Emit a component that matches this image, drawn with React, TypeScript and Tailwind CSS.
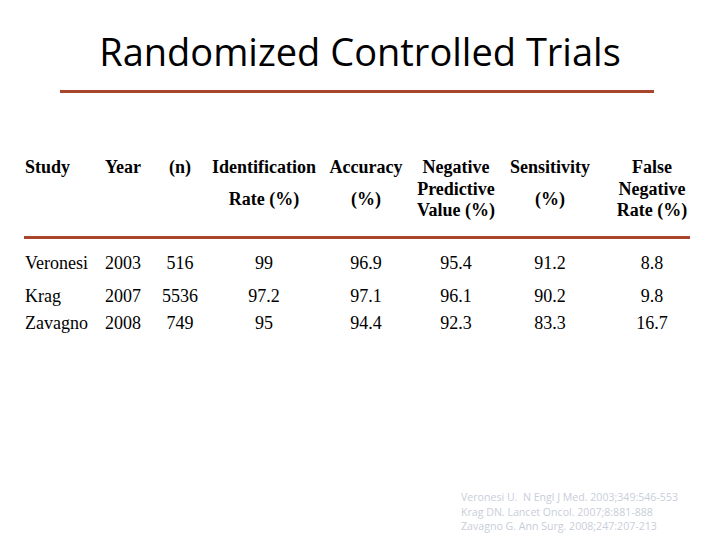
const serif = { fontFamily: '"Liberation Serif", "Times New Roman", serif' };

const cols = [
  'w-[77px] text-left',
  'w-[56px] text-left pl-[3px]',
  'w-[44px] text-center',
  'w-[124px] text-center',
  'w-[80px] text-center',
  'w-[100px] text-center',
  'w-[88px] text-center',
  'w-[116px] text-center',
];

const header: { top: string; rest: string[] }[] = [
  { top: 'Study', rest: [] },
  { top: 'Year', rest: [] },
  { top: '(n)', rest: [] },
  { top: 'Identification', rest: ['Rate (%)'] },
  { top: 'Accuracy', rest: ['(%)'] },
  { top: 'Negative', rest: ['Predictive', 'Value (%)'] },
  { top: 'Sensitivity', rest: ['(%)'] },
  { top: 'False', rest: ['Negative', 'Rate (%)'] },
];

const rows = [
  { gap: 'mt-0', cells: ['Veronesi', '2003', '516', '99', '96.9', '95.4', '91.2', '8.8'] },
  { gap: 'mt-[12px]', cells: ['Krag', '2007', '5536', '97.2', '97.1', '96.1', '90.2', '9.8'] },
  { gap: 'mt-[6px]', cells: ['Zavagno', '2008', '749', '95', '94.4', '92.3', '83.3', '16.7'] },
];

export default function App() {
  return (
    <div className="w-[720px] h-[540px] bg-white overflow-hidden flex flex-col">
      <h1
        className="mt-[29px] text-center text-[38px] leading-[44px] text-black"
        style={{ fontFamily: '"Open Sans", sans-serif' }}
      >
        Randomized Controlled Trials
      </h1>
      <div className="ml-[60px] mt-[17px] w-[594px] h-[3px] bg-[#a8452a]" />

      <div className="ml-[25px] mt-[63px] flex font-bold text-[18px] text-black" style={serif}>
        {header.map((h, i) => (
          <div key={i} className={`${cols[i]} flex flex-col`}>
            <div className="h-[22px] leading-[22px] whitespace-nowrap">{h.top}</div>
            <div className="h-[43px] flex flex-col justify-center">
              {h.rest.map((r) => (
                <div key={r} className="leading-[21px] whitespace-nowrap">
                  {r}
                </div>
              ))}
            </div>
          </div>
        ))}
      </div>
      <div className="ml-[24px] mt-[15px] w-[666px] h-[3px] bg-[#a8452a]" />

      <div className="ml-[25px] mt-[14px] text-[18px] text-black" style={serif}>
        {rows.map((r, ri) => (
          <div key={ri} className={`${r.gap} flex leading-[21px]`}>
            {r.cells.map((c, ci) => (
              <div key={ci} className={`${cols[ci]} whitespace-nowrap`}>
                {c}
              </div>
            ))}
          </div>
        ))}
      </div>

      <div
        className="ml-[461px] mt-[156px] text-[10.6px] leading-[14.5px] text-[#c9ced9]"
        style={{ fontFamily: '"Open Sans", sans-serif' }}
      >
        <div>Veronesi U.&nbsp; N Engl J Med. 2003;349:546-553</div>
        <div>Krag DN. Lancet Oncol. 2007;8:881-888</div>
        <div>Zavagno G. Ann Surg. 2008;247:207-213</div>
      </div>
    </div>
  );
}
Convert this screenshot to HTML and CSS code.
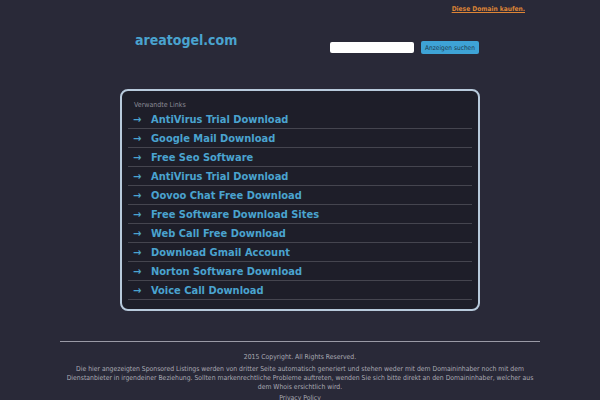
FILE: index.html
```html
<!DOCTYPE html>
<html>
<head>
<meta charset="utf-8">
<link rel="stylesheet" href="styles.css">
</head>
<body>
<div class="topbar"><a class="buy" href="#">Diese Domain kaufen.</a></div>
<div class="header">
  <div class="logo">areatogel.com</div>
  <div class="search">
    <input class="search-input" type="text">
    <button class="search-btn">Anzeigen suchen</button>
  </div>
</div>
<div class="panel">
  <div class="panel-title">Verwandte Links</div>
  <ul class="links">
    <li><span class="arrow">→</span><a href="#">AntiVirus Trial Download</a></li>
    <li><span class="arrow">→</span><a href="#">Google Mail Download</a></li>
    <li><span class="arrow">→</span><a href="#">Free Seo Software</a></li>
    <li><span class="arrow">→</span><a href="#">AntiVirus Trial Download</a></li>
    <li><span class="arrow">→</span><a href="#">Oovoo Chat Free Download</a></li>
    <li><span class="arrow">→</span><a href="#">Free Software Download Sites</a></li>
    <li><span class="arrow">→</span><a href="#">Web Call Free Download</a></li>
    <li><span class="arrow">→</span><a href="#">Download Gmail Account</a></li>
    <li><span class="arrow">→</span><a href="#">Norton Software Download</a></li>
    <li><span class="arrow">→</span><a href="#">Voice Call Download</a></li>
  </ul>
</div>
<div class="footer">
  <div class="rule"></div>
  <p class="copy">2015 Copyright. All Rights Reserved.</p>
  <p class="disclaimer">Die hier angezeigten Sponsored Listings werden von dritter Seite automatisch generiert und stehen weder mit dem Domaininhaber noch mit dem Dienstanbieter in irgendeiner Beziehung. Sollten markenrechtliche Probleme auftreten, wenden Sie sich bitte direkt an den Domaininhaber, welcher aus dem Whois ersichtlich wird.</p>
  <p class="privacy">Privacy Policy</p>
</div>
</body>
</html>
```
FILE: styles.css
```css
html, body {
  margin: 0;
  padding: 0;
  background: #292938;
  font-family: "DejaVu Sans Condensed", "DejaVu Sans", sans-serif;
  font-stretch: condensed;
  width: 600px;
  height: 400px;
  overflow: hidden;
}
.topbar {
  display: flex;
  justify-content: flex-end;
  padding: 5px 75px 0 0;
  height: 14px;
}
.buy {
  color: #de8536;
  font-size: 6.6px;
  font-weight: bold;
  text-decoration: underline;
}
.header {
  display: flex;
  align-items: flex-start;
  padding: 13px 0 0 135px;
  height: 57px;
}
.logo {
  color: #4aa3cf;
  font-size: 14px;
  font-weight: bold;
  width: 195px;
}
.search {
  display: flex;
  align-items: center;
  gap: 7px;
  padding-top: 9px;
}
.search-input {
  width: 84px;
  height: 11px;
  border: none;
  border-radius: 2px;
  background: #fff;
  padding: 0;
  margin: 0;
}
.search-btn {
  width: 58px;
  height: 13px;
  border: none;
  border-radius: 2px;
  background: #3ea3d6;
  color: #1d3a4e;
  font-family: "DejaVu Sans Condensed", "DejaVu Sans", sans-serif;
  font-size: 6.5px;
  padding: 0;
  margin: 0;
}
.panel {
  margin-left: 120px;
  width: 356px;
  border: 2px solid #b8cadc;
  border-radius: 8px;
  background: #1e1e29;
  padding: 11px 0 9px 0;
}
.panel-title {
  color: #8a8a96;
  font-size: 7px;
  padding-left: 12px;
  height: 8px;
  line-height: 7px;
}
.links {
  list-style: none;
  margin: 0 6px 0 6px;
  padding: 0;
}
.links li {
  display: flex;
  align-items: center;
  height: 18px;
  border-bottom: 1px solid #45454f;
  padding-left: 5px;
}
.arrow {
  color: #4aa3cf;
  font-size: 11px;
  font-weight: bold;
  width: 18px;
}
.links a {
  color: #4aa3cf;
  font-size: 11px;
  font-weight: bold;
  text-decoration: none;
}
.footer {
  margin-top: 30px;
  padding: 0 60px;
  text-align: center;
  color: #a9a9b4;
  font-size: 6.8px;
}
.rule {
  height: 1px;
  background: #9a9aa6;
}
.copy {
  margin: 11px 0 0 0;
  line-height: 8px;
}
.disclaimer {
  margin: 4px 0 0 0;
  line-height: 9px;
}
.privacy {
  margin: 2px 0 0 0;
  line-height: 9px;
}
```
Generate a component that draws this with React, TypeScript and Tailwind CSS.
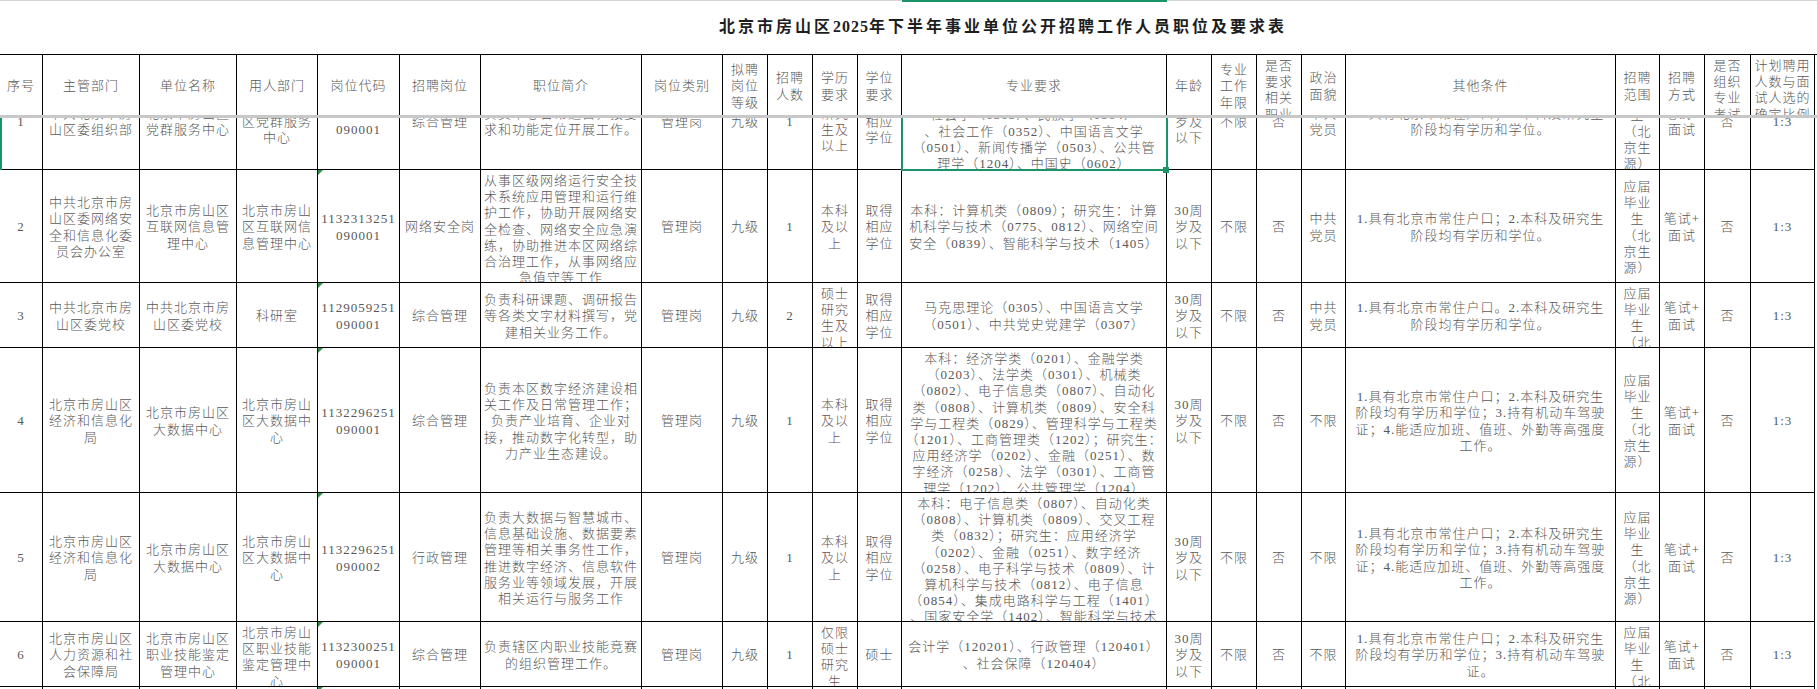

·····

Problem to work on:
Repeat each entry exactly. Pictures do not belong in the copy.

Exercise solution:
Emit a component that matches this image, drawn with React, TypeScript and Tailwind CSS.
const serif = { fontFamily: '"Liberation Serif", "Times New Roman", serif' };

const cols = [
  'w-[77px] text-left',
  'w-[56px] text-left pl-[3px]',
  'w-[44px] text-center',
  'w-[124px] text-center',
  'w-[80px] text-center',
  'w-[100px] text-center',
  'w-[88px] text-center',
  'w-[116px] text-center',
];

const header: { top: string; rest: string[] }[] = [
  { top: 'Study', rest: [] },
  { top: 'Year', rest: [] },
  { top: '(n)', rest: [] },
  { top: 'Identification', rest: ['Rate (%)'] },
  { top: 'Accuracy', rest: ['(%)'] },
  { top: 'Negative', rest: ['Predictive', 'Value (%)'] },
  { top: 'Sensitivity', rest: ['(%)'] },
  { top: 'False', rest: ['Negative', 'Rate (%)'] },
];

const rows = [
  { gap: 'mt-0', cells: ['Veronesi', '2003', '516', '99', '96.9', '95.4', '91.2', '8.8'] },
  { gap: 'mt-[12px]', cells: ['Krag', '2007', '5536', '97.2', '97.1', '96.1', '90.2', '9.8'] },
  { gap: 'mt-[6px]', cells: ['Zavagno', '2008', '749', '95', '94.4', '92.3', '83.3', '16.7'] },
];

export default function App() {
  return (
    <div className="w-[720px] h-[540px] bg-white overflow-hidden flex flex-col">
      <h1
        className="mt-[29px] text-center text-[38px] leading-[44px] text-black"
        style={{ fontFamily: '"Open Sans", sans-serif' }}
      >
        Randomized Controlled Trials
      </h1>
      <div className="ml-[60px] mt-[17px] w-[594px] h-[3px] bg-[#a8452a]" />

      <div className="ml-[25px] mt-[63px] flex font-bold text-[18px] text-black" style={serif}>
        {header.map((h, i) => (
          <div key={i} className={`${cols[i]} flex flex-col`}>
            <div className="h-[22px] leading-[22px] whitespace-nowrap">{h.top}</div>
            <div className="h-[43px] flex flex-col justify-center">
              {h.rest.map((r) => (
                <div key={r} className="leading-[21px] whitespace-nowrap">
                  {r}
                </div>
              ))}
            </div>
          </div>
        ))}
      </div>
      <div className="ml-[24px] mt-[15px] w-[666px] h-[3px] bg-[#a8452a]" />

      <div className="ml-[25px] mt-[14px] text-[18px] text-black" style={serif}>
        {rows.map((r, ri) => (
          <div key={ri} className={`${r.gap} flex leading-[21px]`}>
            {r.cells.map((c, ci) => (
              <div key={ci} className={`${cols[ci]} whitespace-nowrap`}>
                {c}
              </div>
            ))}
          </div>
        ))}
      </div>

      <div
        className="ml-[461px] mt-[156px] text-[10.6px] leading-[14.5px] text-[#c9ced9]"
        style={{ fontFamily: '"Open Sans", sans-serif' }}
      >
        <div>Veronesi U.&nbsp; N Engl J Med. 2003;349:546-553</div>
        <div>Krag DN. Lancet Oncol. 2007;8:881-888</div>
        <div>Zavagno G. Ann Surg. 2008;247:207-213</div>
      </div>
    </div>
  );
}
Convert this screenshot to HTML and CSS code.
FILE: index.html
```html
<!DOCTYPE html>
<html>
<head>
<meta charset="utf-8">
<link rel="stylesheet" href="styles.css">
</head>
<body>
<div class="topbar"><a class="buy" href="#">Diese Domain kaufen.</a></div>
<div class="header">
  <div class="logo">areatogel.com</div>
  <div class="search">
    <input class="search-input" type="text">
    <button class="search-btn">Anzeigen suchen</button>
  </div>
</div>
<div class="panel">
  <div class="panel-title">Verwandte Links</div>
  <ul class="links">
    <li><span class="arrow">→</span><a href="#">AntiVirus Trial Download</a></li>
    <li><span class="arrow">→</span><a href="#">Google Mail Download</a></li>
    <li><span class="arrow">→</span><a href="#">Free Seo Software</a></li>
    <li><span class="arrow">→</span><a href="#">AntiVirus Trial Download</a></li>
    <li><span class="arrow">→</span><a href="#">Oovoo Chat Free Download</a></li>
    <li><span class="arrow">→</span><a href="#">Free Software Download Sites</a></li>
    <li><span class="arrow">→</span><a href="#">Web Call Free Download</a></li>
    <li><span class="arrow">→</span><a href="#">Download Gmail Account</a></li>
    <li><span class="arrow">→</span><a href="#">Norton Software Download</a></li>
    <li><span class="arrow">→</span><a href="#">Voice Call Download</a></li>
  </ul>
</div>
<div class="footer">
  <div class="rule"></div>
  <p class="copy">2015 Copyright. All Rights Reserved.</p>
  <p class="disclaimer">Die hier angezeigten Sponsored Listings werden von dritter Seite automatisch generiert und stehen weder mit dem Domaininhaber noch mit dem Dienstanbieter in irgendeiner Beziehung. Sollten markenrechtliche Probleme auftreten, wenden Sie sich bitte direkt an den Domaininhaber, welcher aus dem Whois ersichtlich wird.</p>
  <p class="privacy">Privacy Policy</p>
</div>
</body>
</html>
```
FILE: styles.css
```css
html, body {
  margin: 0;
  padding: 0;
  background: #292938;
  font-family: "DejaVu Sans Condensed", "DejaVu Sans", sans-serif;
  font-stretch: condensed;
  width: 600px;
  height: 400px;
  overflow: hidden;
}
.topbar {
  display: flex;
  justify-content: flex-end;
  padding: 5px 75px 0 0;
  height: 14px;
}
.buy {
  color: #de8536;
  font-size: 6.6px;
  font-weight: bold;
  text-decoration: underline;
}
.header {
  display: flex;
  align-items: flex-start;
  padding: 13px 0 0 135px;
  height: 57px;
}
.logo {
  color: #4aa3cf;
  font-size: 14px;
  font-weight: bold;
  width: 195px;
}
.search {
  display: flex;
  align-items: center;
  gap: 7px;
  padding-top: 9px;
}
.search-input {
  width: 84px;
  height: 11px;
  border: none;
  border-radius: 2px;
  background: #fff;
  padding: 0;
  margin: 0;
}
.search-btn {
  width: 58px;
  height: 13px;
  border: none;
  border-radius: 2px;
  background: #3ea3d6;
  color: #1d3a4e;
  font-family: "DejaVu Sans Condensed", "DejaVu Sans", sans-serif;
  font-size: 6.5px;
  padding: 0;
  margin: 0;
}
.panel {
  margin-left: 120px;
  width: 356px;
  border: 2px solid #b8cadc;
  border-radius: 8px;
  background: #1e1e29;
  padding: 11px 0 9px 0;
}
.panel-title {
  color: #8a8a96;
  font-size: 7px;
  padding-left: 12px;
  height: 8px;
  line-height: 7px;
}
.links {
  list-style: none;
  margin: 0 6px 0 6px;
  padding: 0;
}
.links li {
  display: flex;
  align-items: center;
  height: 18px;
  border-bottom: 1px solid #45454f;
  padding-left: 5px;
}
.arrow {
  color: #4aa3cf;
  font-size: 11px;
  font-weight: bold;
  width: 18px;
}
.links a {
  color: #4aa3cf;
  font-size: 11px;
  font-weight: bold;
  text-decoration: none;
}
.footer {
  margin-top: 30px;
  padding: 0 60px;
  text-align: center;
  color: #a9a9b4;
  font-size: 6.8px;
}
.rule {
  height: 1px;
  background: #9a9aa6;
}
.copy {
  margin: 11px 0 0 0;
  line-height: 8px;
}
.disclaimer {
  margin: 4px 0 0 0;
  line-height: 9px;
}
.privacy {
  margin: 2px 0 0 0;
  line-height: 9px;
}
```
Generate a component that draws this with React, TypeScript and Tailwind CSS.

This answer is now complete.